*EXERCISE GOAL*
Output every line of the material exactly, omitting images.
— start of SUPPLIED DATA —
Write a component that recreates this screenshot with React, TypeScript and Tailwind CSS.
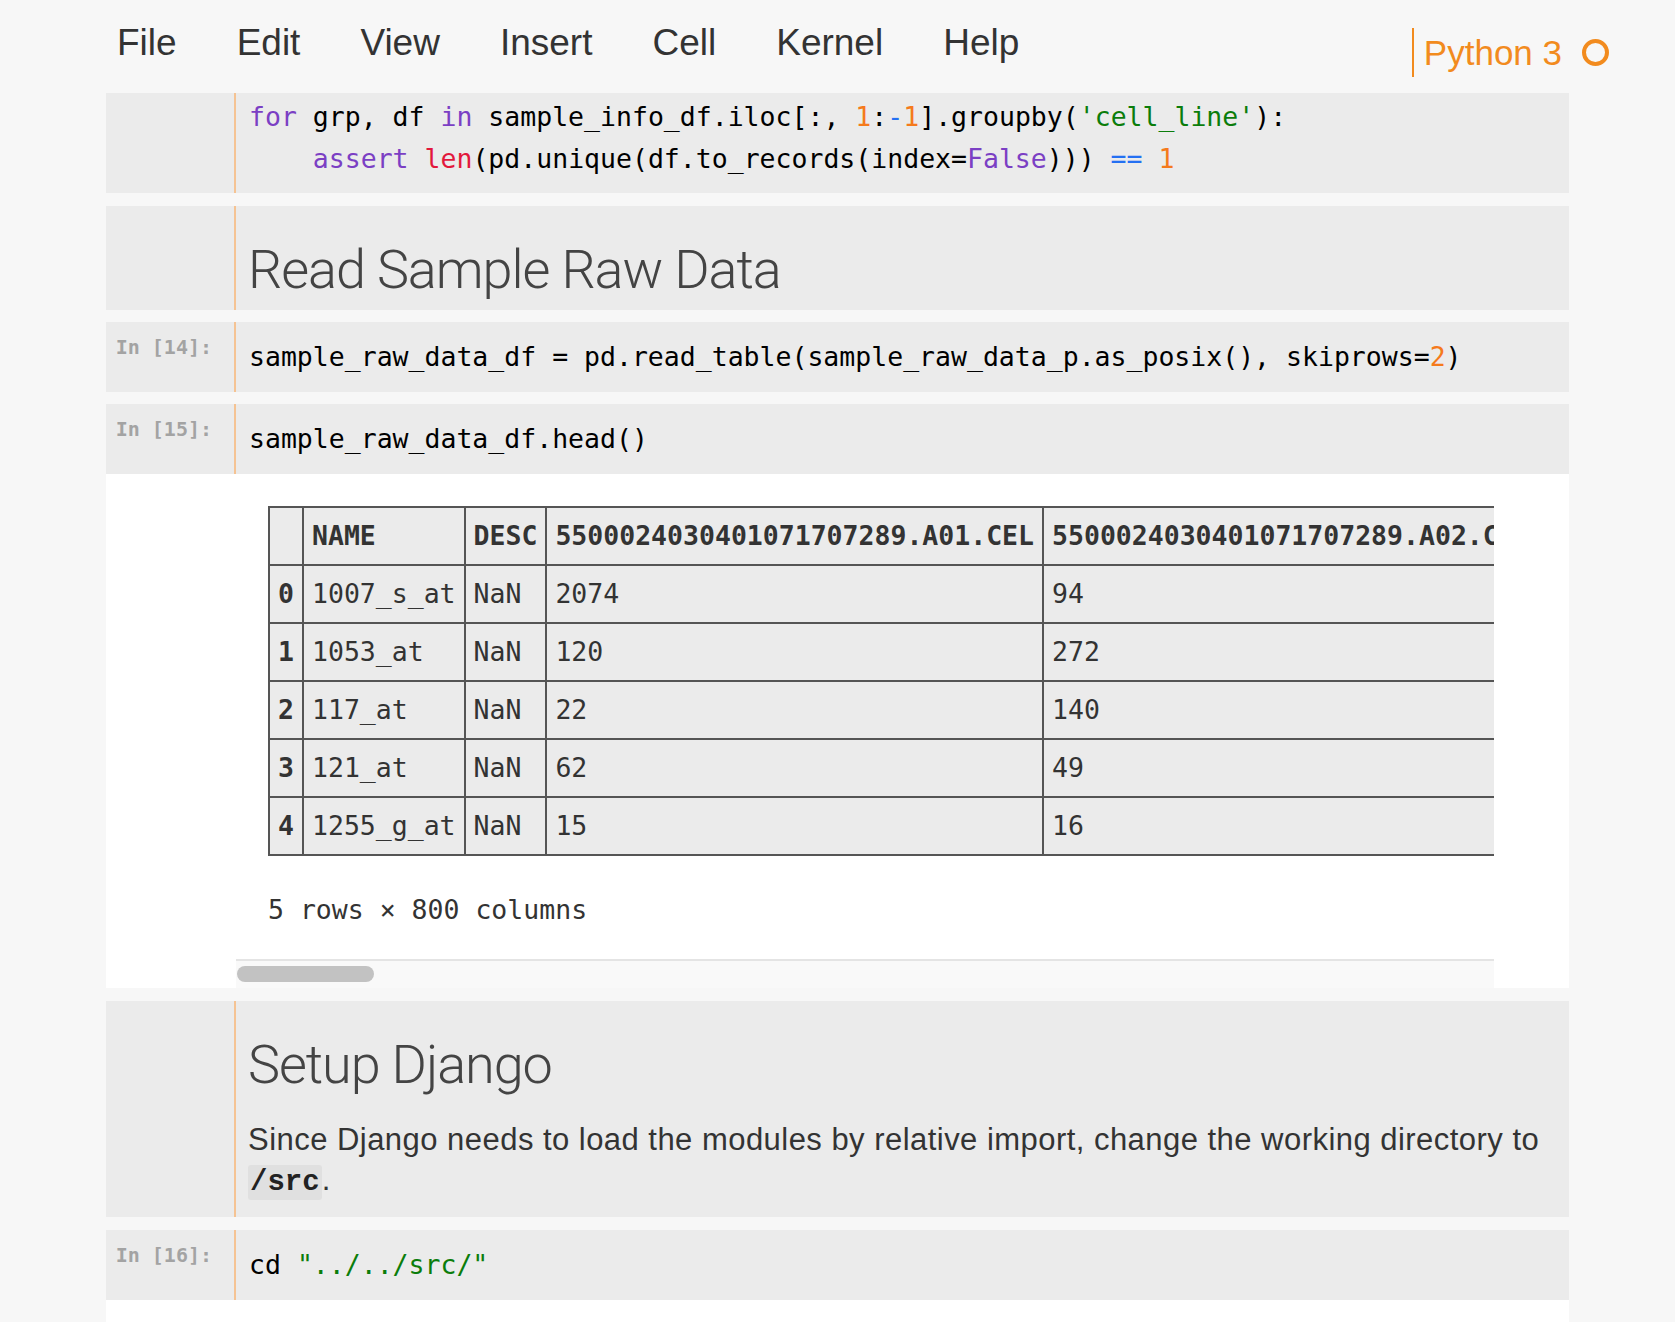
import React from "react";

const mono = "font-['DejaVu_Sans_Mono',monospace]";
const sans = "font-['Liberation_Sans',Arial,sans-serif]";

function Kw({ children }: { children: React.ReactNode }) {
  return <span className="text-[#7b3fc4]">{children}</span>;
}
function Num({ children }: { children: React.ReactNode }) {
  return <span className="text-[#f57a1c]">{children}</span>;
}
function Op({ children }: { children: React.ReactNode }) {
  return <span className="text-[#2470f2]">{children}</span>;
}
function Str({ children }: { children: React.ReactNode }) {
  return <span className="text-[#0b7d0b]">{children}</span>;
}
function Bi({ children }: { children: React.ReactNode }) {
  return <span className="text-[#e2183c]">{children}</span>;
}

function Prompt({ n }: { n?: number }) {
  return (
    <div className={`w-[128px] shrink-0 pr-[22px] pt-[13px] text-right ${mono} text-[20px] font-bold leading-[24px] text-[#a3a3a3]`}>
      {n !== undefined ? `In [${n}]:` : ""}
    </div>
  );
}

function CodeCell({ n, children, extra = "py-[14px]" }: { n?: number; children: React.ReactNode; extra?: string }) {
  return (
    <div className="flex bg-[#ebebeb]">
      <Prompt n={n} />
      <div className={`flex-1 border-l-2 border-[#f5c393] pl-[13px] ${extra} ${mono} text-[26.5px] leading-[42px] text-black whitespace-pre`}>
        {children}
      </div>
    </div>
  );
}

function MarkdownCell({ children, className = "" }: { children: React.ReactNode; className?: string }) {
  return (
    <div className={`flex bg-[#ebebeb] ${className}`}>
      <div className="w-[128px] shrink-0" />
      <div className="flex-1 border-l-2 border-[#f5c393] pl-[12px] pt-[32px]">{children}</div>
    </div>
  );
}

const heading = "font-['Roboto',sans-serif] font-light text-[54px] leading-[64px] tracking-[-0.02em] text-[#444]";

const rows = [
  ["0", "1007_s_at", "NaN", "2074", "94"],
  ["1", "1053_at", "NaN", "120", "272"],
  ["2", "117_at", "NaN", "22", "140"],
  ["3", "121_at", "NaN", "62", "49"],
  ["4", "1255_g_at", "NaN", "15", "16"],
];

const td = "border-2 border-[#555] bg-[#ebebeb] px-[8px] h-[58px] py-0 text-left whitespace-nowrap";

export default function App() {
  return (
    <div className="min-h-[1322px] w-full overflow-hidden bg-[#f7f7f7]">
      {/* menu bar */}
      <div className="flex h-[93px] items-start">
        <ul className={`flex gap-[60px] pl-[117px] pt-[21px] ${sans} text-[37px] leading-[44px] text-[#333]`}>
          {["File", "Edit", "View", "Insert", "Cell", "Kernel", "Help"].map((m) => (
            <li key={m}>{m}</li>
          ))}
        </ul>
        <div className="ml-auto mr-[66px] mt-[28px] flex h-[49px] items-center border-l-2 border-[#f28b1e] pl-[10px]">
          <span className={`${sans} text-[35px] leading-[40px] text-[#f28b1e]`}>Python 3</span>
          <svg width="27" height="27" viewBox="0 0 27 27" className="ml-[20px]">
            <circle cx="13.5" cy="13.5" r="11.5" fill="none" stroke="#f28b1e" strokeWidth="4" />
          </svg>
        </div>
      </div>

      <div className="ml-[106px] flex w-[1463px] flex-col">
        <CodeCell extra="pt-[3px] pb-[13px]">
          <div>
            <Kw>for</Kw> grp, df <Kw>in</Kw> sample_info_df.iloc[:, <Num>1</Num>:<Op>-</Op><Num>1</Num>].groupby(<Str>'cell_line'</Str>):
          </div>
          <div>
            {"    "}<Kw>assert</Kw> <Bi>len</Bi>(pd.unique(df.to_records(index=<Kw>False</Kw>))) <Op>==</Op> <Num>1</Num>
          </div>
        </CodeCell>

        <MarkdownCell className="mt-[13px] h-[104px]">
          <h1 className={heading}>Read Sample Raw Data</h1>
        </MarkdownCell>

        <div className="mt-[12px]">
          <CodeCell n={14}>
            sample_raw_data_df = pd.read_table(sample_raw_data_p.as_posix(), skiprows=<Num>2</Num>)
          </CodeCell>
        </div>

        <div className="mt-[12px]">
          <CodeCell n={15}>sample_raw_data_df.head()</CodeCell>
          {/* output */}
          <div className="flex bg-white">
            <div className="w-[130px] shrink-0" />
            <div className="w-[1258px] overflow-hidden pt-[32px]">
              <table className={`ml-[32px] w-max border-collapse ${mono} text-[26.5px] leading-[32px] text-[#333]`}>
                <thead>
                  <tr>
                    <th className={td}></th>
                    <th className={`${td} font-bold`}>NAME</th>
                    <th className={`${td} font-bold`}>DESC</th>
                    <th className={`${td} font-bold`}>5500024030401071707289.A01.CEL</th>
                    <th className={`${td} font-bold`}>5500024030401071707289.A02.CEL</th>
                  </tr>
                </thead>
                <tbody>
                  {rows.map((r) => (
                    <tr key={r[0]}>
                      <td className={`${td} font-bold`}>{r[0]}</td>
                      <td className={td}>{r[1]}</td>
                      <td className={td}>{r[2]}</td>
                      <td className={td}>{r[3]}</td>
                      <td className={td}>{r[4]}</td>
                    </tr>
                  ))}
                </tbody>
              </table>
              <p className={`ml-[32px] mt-[33px] ${mono} text-[26.5px] leading-[42px] text-[#333]`}>5 rows × 800 columns</p>
              <div className="mt-[28px] h-[29px] border-t-2 border-[#e4e4e4] bg-[#f9f9f9] pt-[5px]">
                <div className="ml-[1px] h-[16px] w-[137px] rounded-full bg-[#c2c2c2]" />
              </div>
            </div>
          </div>
        </div>

        <MarkdownCell className="mt-[13px] h-[216px]">
          <h1 className={heading}>Setup Django</h1>
          <p className={`mt-[23px] ${sans} text-[31px] leading-[40px] tracking-[0.015em] text-[#333]`}>
            <span className="whitespace-nowrap">
              Since Django needs to load the modules by relative import, change the working directory to
            </span>
            <br />
            <code className="rounded-[3px] bg-[#e0e0e0] px-[2px] py-[1px] font-['Liberation_Mono',monospace] text-[29px] font-semibold tracking-normal text-[#222]">
              /src
            </code>
            .
          </p>
        </MarkdownCell>

        <div className="mt-[13px]">
          <CodeCell n={16}>
            cd <Str>"../../src/"</Str>
          </CodeCell>
          <div className="h-[40px] bg-white" />
        </div>
      </div>
    </div>
  );
}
— end of SUPPLIED DATA —
*EXERCISE RESPONSE*
Write a component that recreates this screenshot with React, TypeScript and Tailwind CSS.
import React from "react";

const mono = "font-['DejaVu_Sans_Mono',monospace]";
const sans = "font-['Liberation_Sans',Arial,sans-serif]";

function Kw({ children }: { children: React.ReactNode }) {
  return <span className="text-[#7b3fc4]">{children}</span>;
}
function Num({ children }: { children: React.ReactNode }) {
  return <span className="text-[#f57a1c]">{children}</span>;
}
function Op({ children }: { children: React.ReactNode }) {
  return <span className="text-[#2470f2]">{children}</span>;
}
function Str({ children }: { children: React.ReactNode }) {
  return <span className="text-[#0b7d0b]">{children}</span>;
}
function Bi({ children }: { children: React.ReactNode }) {
  return <span className="text-[#e2183c]">{children}</span>;
}

function Prompt({ n }: { n?: number }) {
  return (
    <div className={`w-[128px] shrink-0 pr-[22px] pt-[13px] text-right ${mono} text-[20px] font-bold leading-[24px] text-[#a3a3a3]`}>
      {n !== undefined ? `In [${n}]:` : ""}
    </div>
  );
}

function CodeCell({ n, children, extra = "py-[14px]" }: { n?: number; children: React.ReactNode; extra?: string }) {
  return (
    <div className="flex bg-[#ebebeb]">
      <Prompt n={n} />
      <div className={`flex-1 border-l-2 border-[#f5c393] pl-[13px] ${extra} ${mono} text-[26.5px] leading-[42px] text-black whitespace-pre`}>
        {children}
      </div>
    </div>
  );
}

function MarkdownCell({ children, className = "" }: { children: React.ReactNode; className?: string }) {
  return (
    <div className={`flex bg-[#ebebeb] ${className}`}>
      <div className="w-[128px] shrink-0" />
      <div className="flex-1 border-l-2 border-[#f5c393] pl-[12px] pt-[32px]">{children}</div>
    </div>
  );
}

const heading = "font-['Roboto',sans-serif] font-light text-[54px] leading-[64px] tracking-[-0.02em] text-[#444]";

const rows = [
  ["0", "1007_s_at", "NaN", "2074", "94"],
  ["1", "1053_at", "NaN", "120", "272"],
  ["2", "117_at", "NaN", "22", "140"],
  ["3", "121_at", "NaN", "62", "49"],
  ["4", "1255_g_at", "NaN", "15", "16"],
];

const td = "border-2 border-[#555] bg-[#ebebeb] px-[8px] h-[58px] py-0 text-left whitespace-nowrap";

export default function App() {
  return (
    <div className="min-h-[1322px] w-full overflow-hidden bg-[#f7f7f7]">
      {/* menu bar */}
      <div className="flex h-[93px] items-start">
        <ul className={`flex gap-[60px] pl-[117px] pt-[21px] ${sans} text-[37px] leading-[44px] text-[#333]`}>
          {["File", "Edit", "View", "Insert", "Cell", "Kernel", "Help"].map((m) => (
            <li key={m}>{m}</li>
          ))}
        </ul>
        <div className="ml-auto mr-[66px] mt-[28px] flex h-[49px] items-center border-l-2 border-[#f28b1e] pl-[10px]">
          <span className={`${sans} text-[35px] leading-[40px] text-[#f28b1e]`}>Python 3</span>
          <svg width="27" height="27" viewBox="0 0 27 27" className="ml-[20px]">
            <circle cx="13.5" cy="13.5" r="11.5" fill="none" stroke="#f28b1e" strokeWidth="4" />
          </svg>
        </div>
      </div>

      <div className="ml-[106px] flex w-[1463px] flex-col">
        <CodeCell extra="pt-[3px] pb-[13px]">
          <div>
            <Kw>for</Kw> grp, df <Kw>in</Kw> sample_info_df.iloc[:, <Num>1</Num>:<Op>-</Op><Num>1</Num>].groupby(<Str>'cell_line'</Str>):
          </div>
          <div>
            {"    "}<Kw>assert</Kw> <Bi>len</Bi>(pd.unique(df.to_records(index=<Kw>False</Kw>))) <Op>==</Op> <Num>1</Num>
          </div>
        </CodeCell>

        <MarkdownCell className="mt-[13px] h-[104px]">
          <h1 className={heading}>Read Sample Raw Data</h1>
        </MarkdownCell>

        <div className="mt-[12px]">
          <CodeCell n={14}>
            sample_raw_data_df = pd.read_table(sample_raw_data_p.as_posix(), skiprows=<Num>2</Num>)
          </CodeCell>
        </div>

        <div className="mt-[12px]">
          <CodeCell n={15}>sample_raw_data_df.head()</CodeCell>
          {/* output */}
          <div className="flex bg-white">
            <div className="w-[130px] shrink-0" />
            <div className="w-[1258px] overflow-hidden pt-[32px]">
              <table className={`ml-[32px] w-max border-collapse ${mono} text-[26.5px] leading-[32px] text-[#333]`}>
                <thead>
                  <tr>
                    <th className={td}></th>
                    <th className={`${td} font-bold`}>NAME</th>
                    <th className={`${td} font-bold`}>DESC</th>
                    <th className={`${td} font-bold`}>5500024030401071707289.A01.CEL</th>
                    <th className={`${td} font-bold`}>5500024030401071707289.A02.CEL</th>
                  </tr>
                </thead>
                <tbody>
                  {rows.map((r) => (
                    <tr key={r[0]}>
                      <td className={`${td} font-bold`}>{r[0]}</td>
                      <td className={td}>{r[1]}</td>
                      <td className={td}>{r[2]}</td>
                      <td className={td}>{r[3]}</td>
                      <td className={td}>{r[4]}</td>
                    </tr>
                  ))}
                </tbody>
              </table>
              <p className={`ml-[32px] mt-[33px] ${mono} text-[26.5px] leading-[42px] text-[#333]`}>5 rows × 800 columns</p>
              <div className="mt-[28px] h-[29px] border-t-2 border-[#e4e4e4] bg-[#f9f9f9] pt-[5px]">
                <div className="ml-[1px] h-[16px] w-[137px] rounded-full bg-[#c2c2c2]" />
              </div>
            </div>
          </div>
        </div>

        <MarkdownCell className="mt-[13px] h-[216px]">
          <h1 className={heading}>Setup Django</h1>
          <p className={`mt-[23px] ${sans} text-[31px] leading-[40px] tracking-[0.015em] text-[#333]`}>
            <span className="whitespace-nowrap">
              Since Django needs to load the modules by relative import, change the working directory to
            </span>
            <br />
            <code className="rounded-[3px] bg-[#e0e0e0] px-[2px] py-[1px] font-['Liberation_Mono',monospace] text-[29px] font-semibold tracking-normal text-[#222]">
              /src
            </code>
            .
          </p>
        </MarkdownCell>

        <div className="mt-[13px]">
          <CodeCell n={16}>
            cd <Str>"../../src/"</Str>
          </CodeCell>
          <div className="h-[40px] bg-white" />
        </div>
      </div>
    </div>
  );
}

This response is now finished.